Kafkas unsicher gewordene Welt wird in ein vielfach fragmentiertes Spiel mit Perspektiven und Dimensionen übertragen. Aus Menschen werden Puppen, aus Miniaturen Riesen, aus Träumen wird wahnhafte Realität. Kafkas VERWANDLUNG als eine Geschichte der Verwandlungen – im Plural. Denn nicht nur der Protagonist selbst, auch sein herrischer Vater, seine kranke Mutter und seine besorgte Schwester – ja, sogar die Räume der Wohnung verwandeln sich. Nichts ist, wie es scheint, selbst das Vertrauteste wird zur Bedrohung. Bis für die Familie schließlich fest steht: Gregor Samsa muss weg. Kafkas oft irreführende, dennoch präzise und verdunkelnde Sprache findet ihr Gegenstück in Theaterbildern, die das zentrale Thema der Entmenschlichung herausstellen, ohne dabei das Rätsel Kafka bis ins Letzte auflösen zu wollen.

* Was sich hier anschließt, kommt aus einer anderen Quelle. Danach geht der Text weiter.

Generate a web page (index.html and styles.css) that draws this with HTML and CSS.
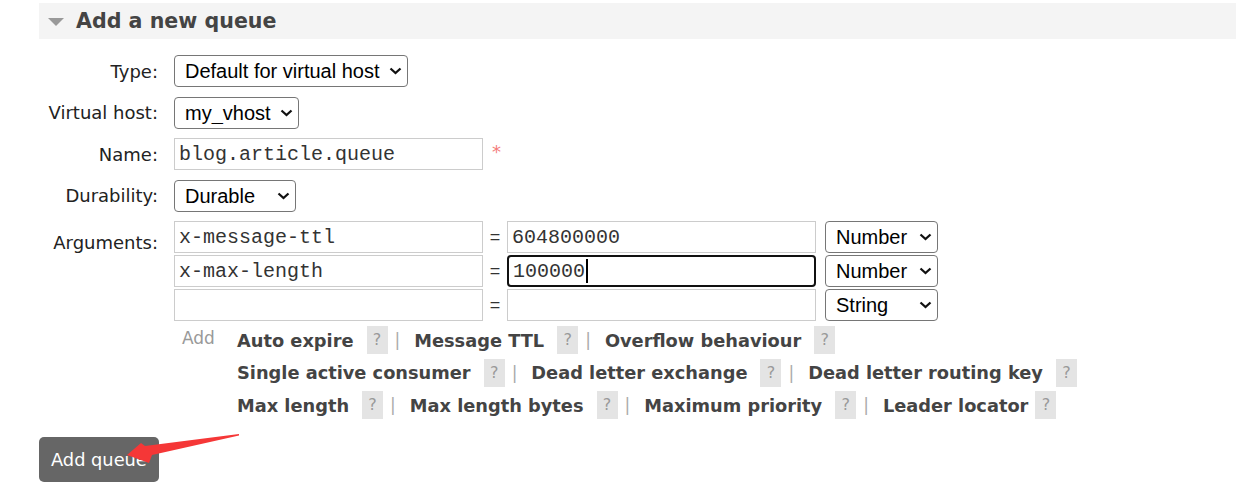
FILE: index.html
```html
<!DOCTYPE html>
<html lang="en">
<head>
    <meta charset="UTF-8">
    <meta name="viewport" content="width=device-width, initial-scale=1.0">
    <title>Queues</title>
    <link rel="stylesheet" href="styles.css">
</head>
<body>
    <div class="page">
        <div class="section-head">
            <span class="toggle"></span>
            <h2>Add a new queue</h2>
        </div>

        <form class="queue-form">
            <label class="field-label">Type:</label>
            <div class="field">
                <span class="select-wrap">
                    <select class="sel sel-type"><option>Default for virtual host</option></select>
                    <svg class="chevron" width="13" height="8" viewBox="0 0 13 8"><path d="M1.5 1.5 L6.5 6 L11.5 1.5" fill="none" stroke="#111" stroke-width="2.3"/></svg>
                </span>
            </div>

            <label class="field-label">Virtual host:</label>
            <div class="field">
                <span class="select-wrap">
                    <select class="sel sel-vhost"><option>my_vhost</option></select>
                    <svg class="chevron" width="13" height="8" viewBox="0 0 13 8"><path d="M1.5 1.5 L6.5 6 L11.5 1.5" fill="none" stroke="#111" stroke-width="2.3"/></svg>
                </span>
            </div>

            <label class="field-label">Name:</label>
            <div class="field">
                <input type="text" class="text-input" value="blog.article.queue">
                <span class="required">*</span>
            </div>

            <label class="field-label">Durability:</label>
            <div class="field">
                <span class="select-wrap">
                    <select class="sel sel-durability"><option>Durable</option></select>
                    <svg class="chevron" width="13" height="8" viewBox="0 0 13 8"><path d="M1.5 1.5 L6.5 6 L11.5 1.5" fill="none" stroke="#111" stroke-width="2.3"/></svg>
                </span>
            </div>

            <label class="field-label args-label">Arguments:</label>
            <div class="args">
                <div class="arg-row">
                    <input type="text" class="text-input" value="x-message-ttl">
                    <span class="eq">=</span>
                    <input type="text" class="text-input" value="604800000">
                    <span class="select-wrap arg-type">
                        <select class="sel sel-argtype"><option>Number</option></select>
                        <svg class="chevron" width="13" height="8" viewBox="0 0 13 8"><path d="M1.5 1.5 L6.5 6 L11.5 1.5" fill="none" stroke="#111" stroke-width="2.3"/></svg>
                    </span>
                </div>
                <div class="arg-row">
                    <input type="text" class="text-input" value="x-max-length">
                    <span class="eq">=</span>
                    <div class="text-input focused">100000<span class="caret"></span></div>
                    <span class="select-wrap arg-type">
                        <select class="sel sel-argtype"><option>Number</option></select>
                        <svg class="chevron" width="13" height="8" viewBox="0 0 13 8"><path d="M1.5 1.5 L6.5 6 L11.5 1.5" fill="none" stroke="#111" stroke-width="2.3"/></svg>
                    </span>
                </div>
                <div class="arg-row">
                    <input type="text" class="text-input" value="">
                    <span class="eq">=</span>
                    <input type="text" class="text-input" value="">
                    <span class="select-wrap arg-type">
                        <select class="sel sel-argtype"><option>String</option></select>
                        <svg class="chevron" width="13" height="8" viewBox="0 0 13 8"><path d="M1.5 1.5 L6.5 6 L11.5 1.5" fill="none" stroke="#111" stroke-width="2.3"/></svg>
                    </span>
                </div>

                <div class="arg-add">
                    <span class="add-label">Add</span>
                    <div class="arg-links">
                        <div class="link-line">
                            <span class="arg-link">Auto expire</span><span class="help">?</span><span class="sep">|</span>
                            <span class="arg-link">Message TTL</span><span class="help">?</span><span class="sep">|</span>
                            <span class="arg-link">Overflow behaviour</span><span class="help">?</span>
                        </div>
                        <div class="link-line">
                            <span class="arg-link">Single active consumer</span><span class="help">?</span><span class="sep">|</span>
                            <span class="arg-link">Dead letter exchange</span><span class="help">?</span><span class="sep">|</span>
                            <span class="arg-link">Dead letter routing key</span><span class="help">?</span>
                        </div>
                        <div class="link-line">
                            <span class="arg-link">Max length</span><span class="help">?</span><span class="sep">|</span>
                            <span class="arg-link">Max length bytes</span><span class="help">?</span><span class="sep">|</span>
                            <span class="arg-link">Maximum priority</span><span class="help">?</span><span class="sep">|</span>
                            <span class="arg-link">Leader locator</span><span class="help help-tight">?</span>
                        </div>
                    </div>
                </div>
            </div>
        </form>

        <button class="btn-add">Add queue</button>

        <!-- red pointer drawn over the button -->
        <svg class="pointer" width="125" height="40" viewBox="0 0 125 40">
            <polygon points="119,6 25,18 21,15 7,27 29,35 32,27 119,7.6" fill="#f53737"/>
        </svg>
    </div>
</body>
</html>
```

FILE: styles.css
```css
body {
    margin: 0;
    font-family: "DejaVu Sans", Verdana, sans-serif;
    color: #222;
    background: #fff;
}
.page {
    position: relative;
    padding: 3px 0 0 39px;
}
.section-head {
    display: flex;
    align-items: center;
    height: 36px;
    background: #f4f4f4;
}
.toggle {
    width: 0;
    height: 0;
    margin: 2px 12px 0 9px;
    border-left: 8px solid transparent;
    border-right: 8px solid transparent;
    border-top: 8px solid #999;
}
.section-head h2 {
    margin: 0;
    font-size: 20.6px;
    font-weight: bold;
    color: #444;
}
.queue-form {
    display: grid;
    grid-template-columns: 119px auto;
    column-gap: 16px;
    row-gap: 9.5px;
    margin-top: 16px;
}
.field-label {
    text-align: right;
    font-size: 18px;
    align-self: center;
    white-space: nowrap;
}
.args-label {
    align-self: start;
    padding-top: 11px;
}
.field {
    display: flex;
    align-items: center;
}
.select-wrap {
    position: relative;
    display: inline-flex;
}
.chevron {
    position: absolute;
    right: 6px;
    top: 50%;
    margin-top: -4px;
    pointer-events: none;
}
.sel {
    -webkit-appearance: none;
    appearance: none;
    box-sizing: border-box;
    height: 32px;
    font-family: "Liberation Sans", Arial, sans-serif;
    font-size: 20px;
    color: #000;
    background: #fff;
    border: 1px solid #767676;
    border-radius: 4px;
    padding: 0 24px 0 10px;
}
.sel-type { width: 234px; }
.sel-vhost { width: 125px; }
.sel-durability { width: 122px; }
.sel-argtype { width: 113px; }
.arg-type {
    margin-left: 9px;
}
.text-input {
    box-sizing: border-box;
    width: 309px;
    height: 32px;
    padding: 0 4px;
    font-family: "Liberation Mono", "Courier New", monospace;
    font-size: 20px;
    color: #333;
    border: 1px solid #ccc;
    border-radius: 0;
    outline: none;
    background: #fff;
}
div.text-input {
    display: flex;
    align-items: center;
}
.text-input.focused {
    border: 2px solid #111;
    border-radius: 4px;
    padding-left: 4px;
}
.caret {
    display: inline-block;
    width: 2px;
    height: 24px;
    margin-left: 1px;
    background: #000;
}
.required {
    margin-left: 9px;
    margin-top: -6px;
    font-size: 18px;
    color: #f47c7c;
}
.args {
    display: flex;
    flex-direction: column;
    gap: 2px;
}
.arg-row {
    display: flex;
    align-items: center;
}
.eq {
    width: 24px;
    text-align: center;
    font-family: "Liberation Sans", Arial, sans-serif;
    font-size: 18px;
    color: #333;
}
.arg-add {
    display: flex;
    margin-top: 3px;
}
.add-label {
    width: 55px;
    padding: 2px 0 0 8px;
    font-size: 17px;
    color: #999;
}
.arg-links {
    display: flex;
    flex-direction: column;
    gap: 4.5px;
}
.link-line {
    display: flex;
    align-items: center;
    height: 28px;
}
.arg-link {
    font-size: 17.8px;
    font-weight: bold;
    color: #444;
    white-space: nowrap;
}
.help {
    width: 21px;
    height: 28px;
    margin-left: 13px;
    line-height: 28px;
    text-align: center;
    font-size: 16px;
    color: #999;
    background: #e4e4e4;
}
.help-tight {
    margin-left: 7px;
}
.sep {
    margin: 0 14px 0 7px;
    font-size: 17px;
    color: #aaa;
}
.btn-add {
    margin-top: 18px;
    padding: 0 12px;
    height: 45px;
    font-family: "DejaVu Sans", Verdana, sans-serif;
    font-size: 17.8px;
    color: #fff;
    background: #666;
    border: none;
    border-radius: 5px;
}
.pointer {
    position: absolute;
    left: 120px;
    top: 428px;
}
```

„Welch Glücksfall des Umgangs mit einem Erzähltext am Theater!“Stefan Michalzik, OP, Oktober 2017
„Ein formal großartiger Abend, der die Bochumer Zuschauer zu Begeisterungsstürmen hinreißt.“
Nachtkritik.de, 29.10.2016
„Ein szenisches Feuerwerk – bei dem Pietschs Puppen eine zentrale Rolle zukommt.“
Allgemeine Zeitung, Rhein Main Presse, 20.10.2017
„Gockels Bilderwelt gewinnt der Vorlage völlig unprätentiös neue Aspekte ab.“
Strandgut, Oktober 2017
Hintergrund
Aus „Auf dünnem Eis“, Alexander Leiffheidt
Obwohl der Titel das Gegenteil suggeriert, ist DIE VERWANDLUNG nicht nur die Geschichte einer Verwandlung. Alles verwandelt sich hier ständig: Räume, Menschen, Monster. Kafkas Sprache erscheint so sachlich, so vertrauenswürdig und zuverlässig, dass sein erster Verleger Hugo Wolff befand, sie erinnere an „den wissenschaftliche(n) Bericht eines Spezialsachverständigen.“ Das ist der literarische Kunstgriff, mit dem der Autor uns Leser auf dünnes Eis führt. Denn in Wahrheit ist nichts in Kafkas Welt zuverlässig, nicht einmal der Titel. Die Falle des Ungeheuren ist jederzeit bereit, über uns zusammenzuschleppen – so wie sie über Gregor zuschnappt. (…)
Bei der Übertragung der VERWANDLUNG auf die Bühne sehen sich Theaterkünstler damit vor ein nicht unwesentliches Anfangsproblem gestellt. Sie müssen interpretieren, müssen das Undarstellbare, das Kafka klug nur sprachlich umzingelt, zum Darstellbaren machen. Gelingt eine Lösung (viele sind denkbar, manche besser als andere), geschieht allerdings etwas Erstaunliches: Der Text Kafkas offenbart sich auf eine Art und Weise, die dem Leser verweigert bleiben muss. Denn das Zusammentreffen der Figuren Kafkas auf der Bühne zwingt den Konflikt, den die Literatur hauptsächlich als inneren Zwiespalt im Denken und Fühlen Gregors schildert, hinaus ins Sicht- und Fühlbare. Die unheimliche Bedrohung aus dem Außen, der Gregor in der Erzählung nur passiv unterliegt, erhält auf der Bühne eine aktive Dimension der Auflehnung, des Widerstands gar. Aus der passiven Verwandlung wird (auch) eine aktive Verweigerung gegenüber der Welt. Und sogar der innere Konflikt des Protagonisten kann auf der Bühne als Kampf mit dem Selbst, mit den Fragmenten einer zusehends zerfallenden Identität gezeigt werden.
So wird aus Kafkas VERWANDLUNG die Geschichte einer radikalen Verweigerung; einer Verweigerung gegenüber dem Funktionieren im Hamsterrad des Erwerbslebens, gegenüber Familie und Gesellschaft, schließlich gegenüber dem Leben überhaupt. Diese Verweigerung des Lebens erweist sich als Vorausnahme, damit aber auch als Negation des Todes – eine furchtbare, einsame, aber philosophisch faszinierende Entscheidung, derer wir den armen Gregor Samsa – Opfer seiner parasitischen Familie – beinahe gar nicht für fähig gehalten hätten. Kafkas Erzählung ist damit keineswegs entschlüsselt. Aber wir könnten aus solcher Warte immerhin feststellen, dass wir „unseren Kafka“ vielleicht doch nicht so gut kannten, wie wir anfangs dachten. Wie dünn das Eis ist, auf dem wir wandeln – als Leser oder Leserin, auch als Zuschauer seiner Texte. Das wäre schon viel.